::: RECORD EXCERPTS :::

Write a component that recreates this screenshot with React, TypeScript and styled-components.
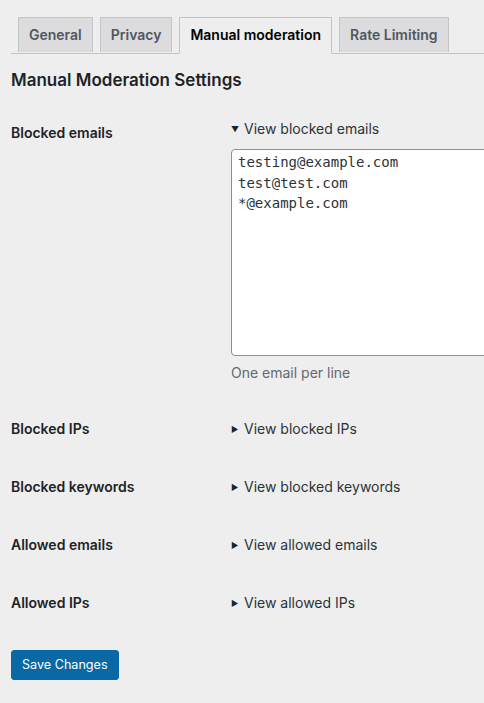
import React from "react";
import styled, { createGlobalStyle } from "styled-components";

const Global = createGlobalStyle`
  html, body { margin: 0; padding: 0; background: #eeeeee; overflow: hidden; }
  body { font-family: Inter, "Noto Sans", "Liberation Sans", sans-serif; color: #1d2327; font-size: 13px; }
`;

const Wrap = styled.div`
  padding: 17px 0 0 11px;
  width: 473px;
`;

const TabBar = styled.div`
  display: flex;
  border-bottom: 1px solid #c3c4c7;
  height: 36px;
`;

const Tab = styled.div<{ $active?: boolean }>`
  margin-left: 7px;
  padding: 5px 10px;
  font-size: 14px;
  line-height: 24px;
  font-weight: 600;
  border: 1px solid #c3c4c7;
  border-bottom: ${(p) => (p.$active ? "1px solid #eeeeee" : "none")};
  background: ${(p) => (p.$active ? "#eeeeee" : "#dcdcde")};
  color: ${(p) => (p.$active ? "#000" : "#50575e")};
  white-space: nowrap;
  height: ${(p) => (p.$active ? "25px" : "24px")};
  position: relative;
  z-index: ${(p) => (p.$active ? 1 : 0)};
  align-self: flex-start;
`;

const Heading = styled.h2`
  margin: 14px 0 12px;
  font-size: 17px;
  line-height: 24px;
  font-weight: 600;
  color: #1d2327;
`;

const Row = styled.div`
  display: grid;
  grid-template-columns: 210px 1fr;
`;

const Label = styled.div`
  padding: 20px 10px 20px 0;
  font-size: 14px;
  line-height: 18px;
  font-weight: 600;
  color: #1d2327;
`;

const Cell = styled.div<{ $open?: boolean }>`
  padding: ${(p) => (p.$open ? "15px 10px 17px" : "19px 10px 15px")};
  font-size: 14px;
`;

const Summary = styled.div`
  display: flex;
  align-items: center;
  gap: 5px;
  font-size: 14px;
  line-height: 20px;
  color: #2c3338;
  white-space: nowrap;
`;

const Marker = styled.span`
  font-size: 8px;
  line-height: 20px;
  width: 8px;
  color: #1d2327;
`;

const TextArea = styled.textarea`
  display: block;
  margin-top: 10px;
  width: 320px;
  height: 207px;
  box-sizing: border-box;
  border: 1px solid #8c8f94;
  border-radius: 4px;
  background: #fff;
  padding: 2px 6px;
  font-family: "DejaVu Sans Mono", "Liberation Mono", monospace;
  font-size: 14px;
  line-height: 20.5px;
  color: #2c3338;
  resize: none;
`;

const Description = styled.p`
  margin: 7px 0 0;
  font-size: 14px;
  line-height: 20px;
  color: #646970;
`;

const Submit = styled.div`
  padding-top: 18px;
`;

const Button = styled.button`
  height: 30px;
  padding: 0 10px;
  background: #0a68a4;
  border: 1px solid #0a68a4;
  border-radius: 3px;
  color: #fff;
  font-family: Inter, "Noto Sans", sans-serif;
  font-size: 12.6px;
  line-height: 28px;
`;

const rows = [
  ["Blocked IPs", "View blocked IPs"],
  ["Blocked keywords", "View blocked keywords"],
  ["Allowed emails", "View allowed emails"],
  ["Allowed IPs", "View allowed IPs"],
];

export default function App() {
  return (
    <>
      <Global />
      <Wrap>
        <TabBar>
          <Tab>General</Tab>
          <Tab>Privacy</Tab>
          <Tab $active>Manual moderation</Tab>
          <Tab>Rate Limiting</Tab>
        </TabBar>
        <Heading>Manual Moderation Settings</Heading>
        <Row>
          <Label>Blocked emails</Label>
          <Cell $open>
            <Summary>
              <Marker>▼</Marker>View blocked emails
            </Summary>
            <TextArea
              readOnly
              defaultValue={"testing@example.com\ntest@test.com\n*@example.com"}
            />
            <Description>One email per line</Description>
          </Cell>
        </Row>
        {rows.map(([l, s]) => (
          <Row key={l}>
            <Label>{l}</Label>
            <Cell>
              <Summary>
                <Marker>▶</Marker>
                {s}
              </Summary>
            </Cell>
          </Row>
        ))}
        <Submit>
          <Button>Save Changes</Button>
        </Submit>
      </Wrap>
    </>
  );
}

:::
::: RECORD EXCERPTS :::

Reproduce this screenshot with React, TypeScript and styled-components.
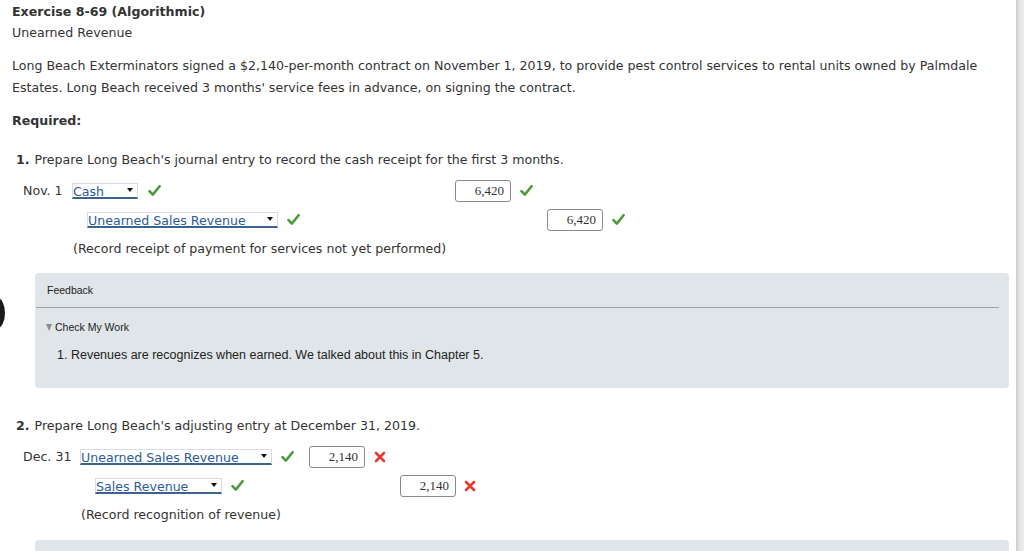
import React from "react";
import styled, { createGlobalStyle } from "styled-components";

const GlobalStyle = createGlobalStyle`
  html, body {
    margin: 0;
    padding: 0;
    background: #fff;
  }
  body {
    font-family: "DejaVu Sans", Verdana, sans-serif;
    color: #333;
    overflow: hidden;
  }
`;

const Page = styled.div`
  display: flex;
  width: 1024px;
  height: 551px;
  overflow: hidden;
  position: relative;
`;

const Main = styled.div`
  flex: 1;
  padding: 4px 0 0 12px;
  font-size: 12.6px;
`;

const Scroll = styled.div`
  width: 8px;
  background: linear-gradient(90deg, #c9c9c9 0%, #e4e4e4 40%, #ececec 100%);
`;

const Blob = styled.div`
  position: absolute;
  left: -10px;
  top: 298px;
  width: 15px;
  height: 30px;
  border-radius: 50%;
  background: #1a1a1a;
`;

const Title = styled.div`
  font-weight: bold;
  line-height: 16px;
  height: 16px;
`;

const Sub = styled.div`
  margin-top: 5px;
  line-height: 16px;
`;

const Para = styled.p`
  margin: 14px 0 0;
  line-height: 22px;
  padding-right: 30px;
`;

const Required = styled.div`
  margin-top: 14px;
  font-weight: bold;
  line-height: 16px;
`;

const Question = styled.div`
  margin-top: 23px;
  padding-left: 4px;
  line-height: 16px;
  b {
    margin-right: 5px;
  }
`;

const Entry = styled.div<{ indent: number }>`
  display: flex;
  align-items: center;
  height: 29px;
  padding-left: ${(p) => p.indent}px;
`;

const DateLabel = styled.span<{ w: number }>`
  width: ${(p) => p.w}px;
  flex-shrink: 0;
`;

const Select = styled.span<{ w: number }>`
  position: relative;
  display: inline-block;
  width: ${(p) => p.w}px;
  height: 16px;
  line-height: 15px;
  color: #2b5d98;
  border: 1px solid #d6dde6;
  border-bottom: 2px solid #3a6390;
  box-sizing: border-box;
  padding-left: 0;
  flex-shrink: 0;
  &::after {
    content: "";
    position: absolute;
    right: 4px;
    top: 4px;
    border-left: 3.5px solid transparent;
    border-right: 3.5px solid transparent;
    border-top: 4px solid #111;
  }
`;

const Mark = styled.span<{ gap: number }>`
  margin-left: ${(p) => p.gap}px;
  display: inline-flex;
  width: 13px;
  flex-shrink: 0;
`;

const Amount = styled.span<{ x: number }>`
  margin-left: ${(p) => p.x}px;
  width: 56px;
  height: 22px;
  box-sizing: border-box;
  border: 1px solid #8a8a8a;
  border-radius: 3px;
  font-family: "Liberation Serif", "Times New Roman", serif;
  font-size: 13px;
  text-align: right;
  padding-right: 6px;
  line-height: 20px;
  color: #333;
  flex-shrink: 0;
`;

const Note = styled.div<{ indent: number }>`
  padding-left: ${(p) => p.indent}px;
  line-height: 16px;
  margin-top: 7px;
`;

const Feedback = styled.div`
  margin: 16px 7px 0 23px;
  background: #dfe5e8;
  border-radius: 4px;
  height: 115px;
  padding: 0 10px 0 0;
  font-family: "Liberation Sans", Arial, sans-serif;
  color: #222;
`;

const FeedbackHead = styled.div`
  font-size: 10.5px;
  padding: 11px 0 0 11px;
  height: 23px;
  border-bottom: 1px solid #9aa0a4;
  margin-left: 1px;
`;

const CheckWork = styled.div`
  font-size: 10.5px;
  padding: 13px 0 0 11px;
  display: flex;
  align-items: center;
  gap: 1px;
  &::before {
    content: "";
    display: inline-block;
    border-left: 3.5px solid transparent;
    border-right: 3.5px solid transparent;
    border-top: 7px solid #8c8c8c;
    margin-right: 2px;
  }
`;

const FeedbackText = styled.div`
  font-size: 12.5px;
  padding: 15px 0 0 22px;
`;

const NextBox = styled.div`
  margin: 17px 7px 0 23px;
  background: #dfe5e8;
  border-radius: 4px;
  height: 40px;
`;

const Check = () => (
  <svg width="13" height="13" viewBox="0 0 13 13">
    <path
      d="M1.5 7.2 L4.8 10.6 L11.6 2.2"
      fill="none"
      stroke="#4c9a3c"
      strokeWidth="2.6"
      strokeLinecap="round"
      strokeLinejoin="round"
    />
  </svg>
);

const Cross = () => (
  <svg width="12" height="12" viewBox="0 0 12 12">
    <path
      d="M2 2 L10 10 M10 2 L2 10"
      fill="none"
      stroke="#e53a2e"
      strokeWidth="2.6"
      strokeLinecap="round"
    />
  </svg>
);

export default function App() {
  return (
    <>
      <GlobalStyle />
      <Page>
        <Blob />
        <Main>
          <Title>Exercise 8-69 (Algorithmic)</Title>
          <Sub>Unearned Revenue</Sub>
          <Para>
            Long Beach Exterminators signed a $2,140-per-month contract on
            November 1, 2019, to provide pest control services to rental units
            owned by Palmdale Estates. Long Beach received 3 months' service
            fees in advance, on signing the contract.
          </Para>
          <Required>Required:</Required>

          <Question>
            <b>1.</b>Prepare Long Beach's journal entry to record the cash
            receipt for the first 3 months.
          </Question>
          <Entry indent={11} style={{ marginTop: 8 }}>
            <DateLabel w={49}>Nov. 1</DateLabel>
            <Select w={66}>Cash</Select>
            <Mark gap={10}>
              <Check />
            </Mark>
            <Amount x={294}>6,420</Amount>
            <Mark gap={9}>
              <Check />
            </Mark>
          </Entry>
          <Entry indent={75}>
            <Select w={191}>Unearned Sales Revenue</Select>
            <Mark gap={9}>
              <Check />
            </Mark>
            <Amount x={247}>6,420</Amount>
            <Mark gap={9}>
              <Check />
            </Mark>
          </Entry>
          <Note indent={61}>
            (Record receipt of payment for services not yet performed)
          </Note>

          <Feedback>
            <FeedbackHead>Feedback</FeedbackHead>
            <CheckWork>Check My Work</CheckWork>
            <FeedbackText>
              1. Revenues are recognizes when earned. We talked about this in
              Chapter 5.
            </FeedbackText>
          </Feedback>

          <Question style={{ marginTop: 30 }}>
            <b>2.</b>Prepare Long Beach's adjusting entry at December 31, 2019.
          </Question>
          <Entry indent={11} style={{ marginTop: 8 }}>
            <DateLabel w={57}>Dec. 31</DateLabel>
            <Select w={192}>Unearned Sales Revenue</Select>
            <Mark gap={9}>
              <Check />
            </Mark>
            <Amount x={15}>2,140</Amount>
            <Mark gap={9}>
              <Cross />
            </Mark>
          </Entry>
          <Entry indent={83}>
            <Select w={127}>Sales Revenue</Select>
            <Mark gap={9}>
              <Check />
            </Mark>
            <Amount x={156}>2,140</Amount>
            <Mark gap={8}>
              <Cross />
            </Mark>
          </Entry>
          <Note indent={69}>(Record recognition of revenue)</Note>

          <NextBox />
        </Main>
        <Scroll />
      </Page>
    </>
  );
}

:::

EXERCISE GOAL>
Search the lines for the string "components" and copy every line that has it.

ANSWER TO THE EXERCISE>
Write a component that recreates this screenshot with React, TypeScript and styled-components.
import styled, { createGlobalStyle } from "styled-components";
Reproduce this screenshot with React, TypeScript and styled-components.
import styled, { createGlobalStyle } from "styled-components";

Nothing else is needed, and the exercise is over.